Human Rights Commission
26 March, 2009
Police launch religious diversity guide
A new edition of the New Zealand Police’s ‘A Practical Reference to Religious Diversity’ was launched today by Police
Commissioner Howard Broad and Race Relations Commissioner Joris de Bres at an event to mark Race Relations Day at Police
National Headquarters, in Wellington.
The new edition of the guide contains updated material on various faiths and religious practices in New Zealand and is
designed to assist police in working with diverse religious communities. It also includes the national Statement on
Religious Diversity, which sets out some basic human rights principles about religious diversity.
Mr de Bres said New Zealand participants in the Asia Pacific Interfaith Dialogue in Cambodia last year had specifically
commended the police guide and recommended that a similar guide be provided to other government department staff.

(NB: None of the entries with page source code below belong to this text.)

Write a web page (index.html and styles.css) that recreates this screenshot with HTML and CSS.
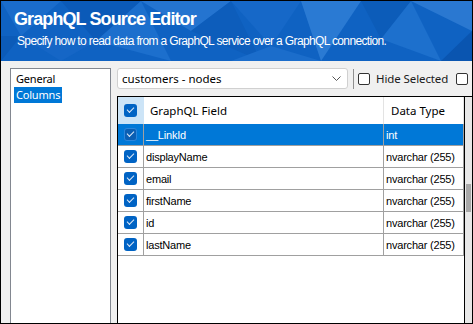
FILE: index.html
```html
<!DOCTYPE html>
<html>
<head>
<meta charset="utf-8">
<link rel="stylesheet" href="styles.css">
</head>
<body>
<div class="window">
  <div class="banner">
    <svg class="facets" width="471" height="60" viewBox="0 0 471 60" aria-hidden="true">
      <rect width="471" height="60" fill="#0f62c2"/>
      <polygon points="0,0 60,0 20,35" fill="#1a6ccb"/>
      <polygon points="0,35 20,35 0,60" fill="#0c5bb8"/>
      <polygon points="60,0 140,0 95,40" fill="#0b5ab8"/>
      <polygon points="95,40 140,0 170,60" fill="#1c6fcd"/>
      <polygon points="140,0 230,0 190,30" fill="#2474d0"/>
      <polygon points="190,30 230,0 260,60" fill="#0d5dbb"/>
      <polygon points="230,0 300,0 270,45" fill="#1668c8"/>
      <polygon points="300,0 360,0 320,60" fill="#2a7ad3"/>
      <polygon points="360,0 410,0 380,38" fill="#0c5cb9"/>
      <polygon points="380,38 410,0 440,60" fill="#1d70cd"/>
      <polygon points="410,0 471,0 471,30" fill="#2a78d1"/>
      <polygon points="440,60 471,30 471,60" fill="#0a55b0"/>
      <polygon points="20,35 95,40 60,60" fill="#1566c6"/>
      <polygon points="270,45 320,60 230,60" fill="#1b6dcb"/>
    </svg>
    <div class="title">GraphQL Source Editor</div>
    <div class="subtitle">Specify how to read data from a GraphQL service over a GraphQL connection.</div>
  </div>
  <div class="main">
    <div class="nav">
      <div class="nav-item">General</div>
      <div class="nav-item selected">Columns</div>
    </div>
    <div class="content">
      <div class="toolbar">
        <div class="combo">
          <span class="combo-text">customers - nodes</span>
          <svg class="chev" width="9" height="5" viewBox="0 0 9 5"><path d="M0.5 0.5 L4.5 4.5 L8.5 0.5" fill="none" stroke="#555" stroke-width="1"/></svg>
        </div>
        <div class="sep"></div>
        <div class="cb-empty"></div>
        <span class="hide-label">Hide Selected</span>
        <div class="cb-empty"></div>
      </div>
      <div class="gridwrap">
        <div class="grid">
          <div class="row head">
            <div class="cell chk headchk"><span class="cb"></span></div>
            <div class="cell field">GraphQL Field</div>
            <div class="cell dtype">Data Type</div>
          </div>
          <div class="row sel">
            <div class="cell chk"><span class="cb dark"></span></div>
            <div class="cell field">__LinkId</div>
            <div class="cell dtype">int</div>
          </div>
          <div class="row">
            <div class="cell chk"><span class="cb"></span></div>
            <div class="cell field">displayName</div>
            <div class="cell dtype">nvarchar (255)</div>
          </div>
          <div class="row">
            <div class="cell chk"><span class="cb"></span></div>
            <div class="cell field">email</div>
            <div class="cell dtype">nvarchar (255)</div>
          </div>
          <div class="row">
            <div class="cell chk"><span class="cb"></span></div>
            <div class="cell field">firstName</div>
            <div class="cell dtype">nvarchar (255)</div>
          </div>
          <div class="row">
            <div class="cell chk"><span class="cb"></span></div>
            <div class="cell field">id</div>
            <div class="cell dtype">nvarchar (255)</div>
          </div>
          <div class="row">
            <div class="cell chk"><span class="cb"></span></div>
            <div class="cell field">lastName</div>
            <div class="cell dtype">nvarchar (255)</div>
          </div>
        </div>
        <div class="scroll"><div class="thumb"></div></div>
      </div>
    </div>
  </div>
</div>
</body>
</html>
```

FILE: styles.css
```css
* { box-sizing: border-box; }
html, body { margin: 0; padding: 0; }
body { width: 473px; height: 324px; overflow: hidden; background: #f0f0f0; }

.window {
  width: 473px;
  height: 324px;
  border: 1px solid #000;
  background: #f0f0f0;
  display: flex;
  flex-direction: column;
  overflow: hidden;
  font-family: "Noto Sans", "Liberation Sans", sans-serif;
}

.banner {
  position: relative;
  height: 60px;
  flex: none;
  color: #fff;
  padding: 7px 0 0 13px;
  overflow: hidden;
}
.facets { position: absolute; left: 0; top: 0; z-index: 0; }
.title, .subtitle { position: relative; z-index: 1; }
.title {
  font-family: "Liberation Sans", Arial, sans-serif;
  font-weight: bold;
  font-size: 18px;
  line-height: 22px;
  letter-spacing: -0.9px;
}
.subtitle {
  font-family: "Liberation Sans", Arial, sans-serif;
  font-size: 12px;
  line-height: 16px;
  margin-top: 3px;
  margin-left: 3px;
  letter-spacing: -0.64px;
}

.main {
  flex: 1;
  display: flex;
  padding: 7px 0 0 9px;
  min-height: 0;
}

.nav {
  width: 101px;
  background: #fff;
  border: 1px solid #828790;
  border-bottom: none;
  padding: 2px 0 0 3px;
  flex: none;
}
.nav-item {
  font-family: "Noto Sans", sans-serif;
  font-size: 11px;
  line-height: 16px;
  padding-left: 2px;
  padding-right: 2px;
  color: #000;
  width: max-content;
  letter-spacing: -0.2px;
}
.nav-item.selected { background: #0078d7; color: #fff; }

.content {
  flex: 1;
  margin-left: 6px;
  display: flex;
  flex-direction: column;
  min-width: 0;
}

.toolbar {
  height: 21px;
  display: flex;
  align-items: center;
  flex: none;
  white-space: nowrap;
}
.combo {
  width: 231px;
  height: 21px;
  background: #fff;
  border: 1px solid #d0d0d0;
  border-radius: 3px;
  display: flex;
  align-items: center;
  justify-content: space-between;
  padding: 0 6px 0 4px;
  flex: none;
}
.combo-text { font-size: 11.5px; color: #000; }
.chev { display: block; }
.sep { width: 1px; height: 20px; background: #909090; margin: 0 4px 0 5px; flex: none; }
.cb-empty {
  width: 12px;
  height: 12px;
  border: 1px solid #333;
  border-radius: 2px;
  background: #fff;
  flex: none;
}
.hide-label { font-size: 11.5px; color: #1a1a1a; margin: 0 8px 0 6px; letter-spacing: -0.1px; }

.gridwrap {
  margin-top: 7px;
  flex: 1;
  display: flex;
  border: 1px solid #000;
  border-bottom: none;
  background: #fff;
  width: 356px;
  min-height: 0;
}
.grid {
  width: 347px;
  border-right: 1px solid #000;
  flex: none;
}
.row {
  display: grid;
  grid-template-columns: 26px 240px 80px;
  height: 22px;
}
.cell {
  border-right: 1px solid #a0a0a0;
  border-bottom: 1px solid #a0a0a0;
  display: flex;
  align-items: center;
  font-family: "Liberation Sans", Arial, sans-serif;
  font-size: 11px;
  letter-spacing: -0.2px;
  color: #000;
  padding-left: 2px;
  white-space: nowrap;
  overflow: hidden;
}
.cell.chk { justify-content: center; padding-left: 0; }
.cell.dtype { padding-left: 2px; }

.row.head { height: 27px; }
.row.head .cell {
  border-bottom: none;
  border-right: 1px solid #e3e3e3;
  font-family: "Noto Sans", sans-serif;
  font-size: 11.5px;
  letter-spacing: 0;
}
.row.head .field { padding-left: 6px; }
.row.head .dtype { padding-left: 7px; }
.row.head .headchk { background: #cce4f7; border-right: 1px solid #cce4f7; }

.row.sel .cell { background: #0078d7; color: #fff; }

.cb {
  width: 13px;
  height: 13px;
  border-radius: 3px;
  background: #0063c4;
  position: relative;
  display: block;
}
.cb::after {
  content: "";
  position: absolute;
  left: 3px;
  top: 3px;
  width: 6px;
  height: 3px;
  border-left: 1px solid #dfeaf7;
  border-bottom: 1px solid #dfeaf7;
  transform: rotate(-45deg);
}
.cb.dark { background: #0a5fb4; box-shadow: 0 0 0 1px #2b86dc inset; }

.scroll {
  width: 7px;
  background: #e8e8e8;
  flex: none;
  padding: 87px 1px 0 1px;
}
.thumb { height: 28px; background: #a8a8a8; }
```
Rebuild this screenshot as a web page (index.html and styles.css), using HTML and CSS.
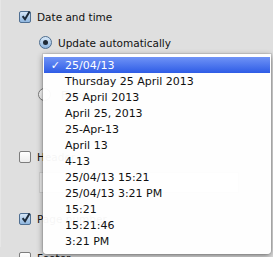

“While we live in a secular state in New Zealand, this does not mean public servants should be ignorant about the
beliefs of the communities they serve. To deliver public services effectively, public servants need to understand their
clients and gain their confidence.”
The guide has been used for police training. Feedback from communities has been favourable, viewing this as part of the
police’s commitment to understanding more about religious diversity and its impact on policing.
Mr de Bres noted that the police had, in the past year, made changes to their uniform code to accommodate Sikh headwear
for Sikh police officers, and community responses had been positive. He welcomed the police’s sponsorship of this
month’s secondary schools race relations speech competitions, in conjunction with the Human Rights Commission and the
Baha’i community, as well as the ethnic football tournaments, and the establishment of a Police Equality and Diversity
Network at National Headquarters. “The Human Rights Commission is committed to working closely with the police on
matters of cultural and religious diversity and particularly on addressing hate crimes against members of cultural and
religious minorities, including harassment, assault and damage to property.”
The religious diversity guide will be available as a download from the NZ Police website: www.police.govt.nz.